Now all of this sounds fascinating, but it gets even more so when you learn about George’s history and how he got to where he is now. This is his story (only in part, because you can bet it is still being written):
I sat across the table at Galito’s Levy Junction listening to George with eagerness and a ridiculous smile on my face, like an over-excited nerdy engineering student listening to his equally nerdy physics professor. Statement after inspiring and thought-provoking statement he made, whipping out his phone every now and then to show me photos of his work or to do a calculation whenever I didn’t seem convinced.
It all started when my wife forwarded me photos of George, captioning them “George is a director at his own company!” I saw a Trade Kings container in one of the photos. “That’s it,” I told myself. “I have to meet George.” You see, George was a sponsored child when I joined Children International 9 years ago. He was one of the decent, well-behaved kids from a very humble home in Kanyama Compound. With no known prospects for the future, many in George’s position would have given up on life and joined the many young thugs of Chibolya Compound who mount illegal roadblocks in the area to raise money for illicit drugs. After all, he did spend a lot of time in Chibolya. But George had a vision, and George wasn’t kidding around about what he wanted.
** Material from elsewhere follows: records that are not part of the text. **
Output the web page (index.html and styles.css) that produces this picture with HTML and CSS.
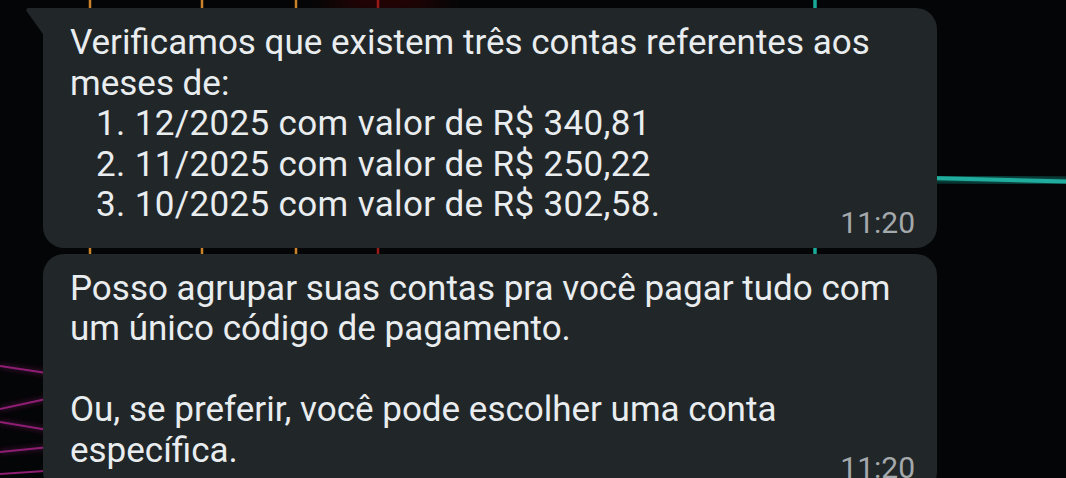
FILE: index.html
```html
<!DOCTYPE html>
<html lang="pt-BR">
<head>
    <meta charset="UTF-8">
    <meta name="viewport" content="width=device-width, initial-scale=1.0">
    <title>Conversa</title>
    <link rel="stylesheet" href="styles.css">
</head>
<body>
    <!-- Papel de parede -->
    <div class="wallpaper">
        <svg width="1066" height="478" viewBox="0 0 1066 478">
            <defs>
                <filter id="glow" x="-50%" y="-50%" width="200%" height="200%">
                    <feGaussianBlur stdDeviation="2.5"/>
                </filter>
                <filter id="haze" x="-50%" y="-50%" width="200%" height="200%">
                    <feGaussianBlur stdDeviation="14"/>
                </filter>
            </defs>
            <ellipse cx="385" cy="0" rx="60" ry="8" fill="#4a0a0a" filter="url(#haze)"/>
            <g stroke-linecap="round">
                <line x1="90" y1="0" x2="90" y2="478" stroke="#b0601a" stroke-width="6" opacity="0.45" filter="url(#glow)"/>
                <line x1="90" y1="0" x2="90" y2="478" stroke="#c9822a" stroke-width="2.5"/>
                <line x1="202" y1="0" x2="202" y2="478" stroke="#b0601a" stroke-width="6" opacity="0.45" filter="url(#glow)"/>
                <line x1="202" y1="0" x2="202" y2="478" stroke="#c9822a" stroke-width="2.5"/>
                <line x1="296" y1="0" x2="296" y2="478" stroke="#b0601a" stroke-width="6" opacity="0.45" filter="url(#glow)"/>
                <line x1="296" y1="0" x2="296" y2="478" stroke="#c9822a" stroke-width="2.5"/>
                <line x1="378" y1="0" x2="378" y2="478" stroke="#9a1a1a" stroke-width="2.5"/>
                <line x1="815" y1="0" x2="815" y2="478" stroke="#14a595" stroke-width="7" opacity="0.45" filter="url(#glow)"/>
                <line x1="815" y1="0" x2="815" y2="478" stroke="#1aa898" stroke-width="3.5"/>
                <line x1="930" y1="178" x2="1066" y2="181.5" stroke="#14a595" stroke-width="9" opacity="0.5" filter="url(#glow)"/>
                <line x1="930" y1="178" x2="1066" y2="181.5" stroke="#20ad9e" stroke-width="4"/>
            </g>
            <g stroke="#8e1f73" stroke-width="1.8" fill="none">
                <line x1="0" y1="366" x2="60" y2="375"/>
                <line x1="0" y1="409" x2="60" y2="396"/>
                <line x1="0" y1="422" x2="60" y2="432"/>
                <line x1="0" y1="452" x2="60" y2="446"/>
                <line x1="0" y1="474" x2="60" y2="470"/>
            </g>
            <g stroke="#8e1f73" stroke-width="5" fill="none" opacity="0.3" filter="url(#glow)">
                <line x1="0" y1="366" x2="60" y2="375"/>
                <line x1="0" y1="409" x2="60" y2="396"/>
                <line x1="0" y1="422" x2="60" y2="432"/>
                <line x1="0" y1="452" x2="60" y2="446"/>
            </g>
        </svg>
    </div>

    <!-- Mensagens -->
    <main class="chat">
        <div class="bubble bubble-first">
            <div class="text">
                Verificamos que existem três contas referentes aos meses de:
                <ol class="list">
                    <li>12/2025 com valor de R$ 340,81</li>
                    <li>11/2025 com valor de R$ 250,22</li>
                    <li>10/2025 com valor de R$ 302,58.</li>
                </ol>
            </div>
            <div class="time">11:20</div>
        </div>

        <div class="bubble">
            <div class="text">
                Posso agrupar suas contas pra você pagar tudo com um único código de pagamento.
                <br><br>
                Ou, se preferir, você pode escolher uma conta específica.
            </div>
            <div class="time">11:20</div>
        </div>
    </main>
</body>
</html>
```

FILE: styles.css
```css
body {
    margin: 0;
    padding: 0;
    background-color: #040506;
    font-family: Roboto, "Noto Sans", sans-serif;
    overflow: hidden;
    height: 478px;
}
.wallpaper {
    position: absolute;
    top: 0;
    left: 0;
    z-index: 0;
    line-height: 0;
}
.chat {
    position: relative;
    z-index: 1;
    display: flex;
    flex-direction: column;
    gap: 6px;
    padding: 8px 0 0 43px;
}
.bubble {
    position: relative;
    width: 894px;
    box-sizing: border-box;
    padding: 15px 22px 11px 27px;
    background-color: #212629;
    border-radius: 21px;
}
.bubble-first {
    border-top-left-radius: 0;
}
.bubble-first::before {
    content: '';
    position: absolute;
    top: 0;
    left: -17px;
    width: 17px;
    height: 26px;
    background-color: #212629;
    clip-path: polygon(2px 0, 100% 0, 100% 100%, 0.6px 3.2px, 0 1.5px);
}
.text {
    color: #e9edef;
    font-size: 35px;
    line-height: 40.5px;
}
.list {
    margin: 0;
    padding: 0 0 0 26px;
    list-style-position: inside;
    letter-spacing: 0.35px;
}
.time {
    margin-top: -17px;
    text-align: right;
    color: #a4a9ac;
    font-size: 30px;
    line-height: 28px;
}
```
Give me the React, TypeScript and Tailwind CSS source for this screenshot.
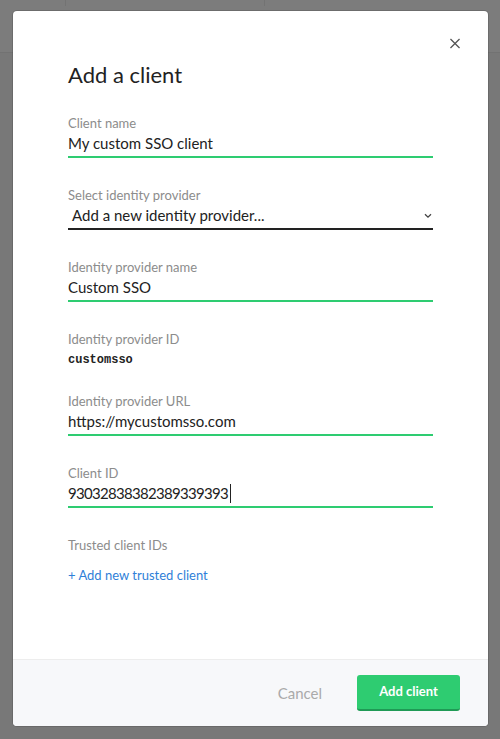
import React from "react";

const font = { fontFamily: "Lato, 'Noto Sans', sans-serif" };

function Field({
  label,
  value,
  cursor,
  tight,
}: {
  label: string;
  value: string;
  cursor?: boolean;
  tight?: boolean;
}) {
  return (
    <div className="flex flex-col">
      <div className="text-[13px] leading-4 text-[#8c8c8c]">{label}</div>
      <div className="mt-[2px] flex h-[25px] items-start border-b-2 border-[#2ecc71] text-[15px] leading-5 text-[#222]">
        <span className={tight ? "tracking-[-0.7px]" : ""}>{value}</span>
        {cursor && <span className="ml-[2px] mt-[1px] h-[19px] w-px bg-[#222]" />}
      </div>
    </div>
  );
}

export default function App() {
  return (
    <div
      className="relative h-[739px] w-[500px] overflow-hidden bg-[#787878] pl-[13px] pt-[11px]"
      style={font}
    >
      {/* dimmed page behind the dialog */}
      <div className="absolute left-0 top-0 h-[53px] w-full border-b border-[#727272] bg-[#7c7c7c]" />
      <div className="absolute left-[65px] top-0 h-[6px] w-[200px] border-l border-r border-[#737373]" />

      <div className="relative flex h-[715px] w-[475px] flex-col overflow-hidden rounded-[4px] bg-white shadow-[0_0_0_1px_rgba(0,0,0,0.12)]">
        <button className="absolute right-[28px] top-[27px] flex h-[10px] w-[10px] items-center justify-center text-[#555]">
          <svg width="11" height="11" viewBox="0 0 11 11" fill="none">
            <path d="M0.5 0.5 L10.5 10.5 M10.5 0.5 L0.5 10.5" stroke="currentColor" strokeWidth="1.5" />
          </svg>
        </button>

        <div className="flex flex-1 flex-col px-[55px] pt-[50px]">
          <h1 className="text-[22px] leading-7 text-[#222]">Add a client</h1>

          <div className="mt-[26px] flex flex-col gap-[29px]">
            <Field label="Client name" value="My custom SSO client" />

            <div className="flex flex-col">
              <div className="text-[13px] leading-4 text-[#8c8c8c]">Select identity provider</div>
              <div className="mt-[2px] flex h-[25px] items-start justify-between border-b-2 border-[#222] pl-1 pr-[1px] text-[15px] leading-5 text-[#222]">
                <span>Add a new identity provider...</span>
                <svg width="8" height="6" viewBox="0 0 8 6" className="mt-[8px]" fill="none">
                  <path d="M1 1.2 L4 4.2 L7 1.2" stroke="#444" strokeWidth="1.3" />
                </svg>
              </div>
            </div>

            <Field label="Identity provider name" value="Custom SSO" />

            <div className="flex flex-col">
              <div className="text-[13px] leading-4 text-[#8c8c8c]">Identity provider ID</div>
              <div
                className="mt-[5px] text-[12px] font-bold leading-4 text-[#222]"
                style={{ fontFamily: "'Liberation Mono', monospace" }}
              >
                customsso
              </div>
            </div>
          </div>

          <div className="mt-[25px] flex flex-col gap-[29px]">
            <Field label="Identity provider URL" value="https://mycustomsso.com" />
            <Field label="Client ID" value="93032838382389339393" cursor tight />

            <div className="flex flex-col">
              <div className="text-[13px] leading-4 text-[#8c8c8c]">Trusted client IDs</div>
              <a className="mt-[14px] text-[13px] leading-4 text-[#2f7fd8]">+ Add new trusted client</a>
            </div>
          </div>
        </div>

        <div className="flex h-[67px] items-center justify-end gap-[35px] border-t border-[#ededed] bg-[#f7f8fa] pr-[28px]">
          <button className="text-[15px] text-[#aaa]">Cancel</button>
          <button className="h-[36px] w-[103px] rounded-[3px] border-b-2 border-[#1f9a55] bg-[#2ecc71] text-[13px] font-bold text-white">
            Add client
          </button>
        </div>
      </div>
    </div>
  );
}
I coached him and a few of his friends in IT things and my wife (before we got married) did her best to impart values in George and his friends. But I didn’t know much about his dire personal situation. Things turned around for him when one day, his mother asked him to help her to carry foodstuffs for sale across the city. The load was too heavy for her. For George it was too heavy emotionally, and when he saw what his mother was struggling with on a daily basis for the sake of her children’s education, he told her it was going to stop. (His father had passed away a couple of years earlier and George is the 3rd oldest of 6 children.) Fast-forward to 2019, I arranged to have a sit-down with George after seeing his photos. I mean I knew he had started selling fish to take care of his mother and younger siblings and I met him in 2017 when he was working at the Lusaka District Health Office, but I didn’t know how much progress he had made in life since then. Prior to today, I last saw him in 2018 when my wife and I went to do a project at Children International’s Chibolya Community Centre. George was giving a motivational talk to teenagers, after which he had to rush for an exam. (Side note: Because of the motivational talk he was giving, he arrived 30 minutes late for the exam. But he still aced it.)
As we talked today (he did most of the talking), I got both inspired and provoked by his energy and his poignant words. I asked him more than once if he was sure about his age. It is hard to fathom how much a 24 year-old can accomplish when he’s determined to make it in life. But there is also plenty to learn. Here are a few things George taught me:
1) God must always be first. In spite of his busy schedule, George makes sure he attends church every Sunday and is consistent with daily morning prayers.
2) You shouldn’t pursue money, instead, aim to be of value. George continuously exceeds the expectations of his clients by offering high quality, accurate and speedy services all the time. This is encapsulated in Febatech’s work philosophy.
3) Use what God has already provided. George believes all wealth is in what God has already created and we ought to be good stewards of natural resources.
4) While being employed is okay, as long as all you do in life is work for your employer, you’re actually a slave.
5) There is no excuse for not succeeding. George tries his best to identify and exploit business opportunities wherever he goes, leaving almost no reason to fail in life.
6) Wasting time is wasting life. Although he sets aside time to relax, George makes it a point to never be idle, because time is too valuable to spend being unproductive.
7) Dare to turn your dreams into reality. George wasn’t afraid of failing to clinch a deal with a company like Trade Kings. He went to their office, told them what he could do, and proved it by doing high-quality work on time and within their budget.
I hope this fairytale-like story encourages you to stay hopeful in adversity and provokes you to bring your ideas to fruition now that we’ve entered 2020.
To George, I say “keep soaring!“. To myself, I say “start soaring!” And if you’re reading this, one of the statements is for you too.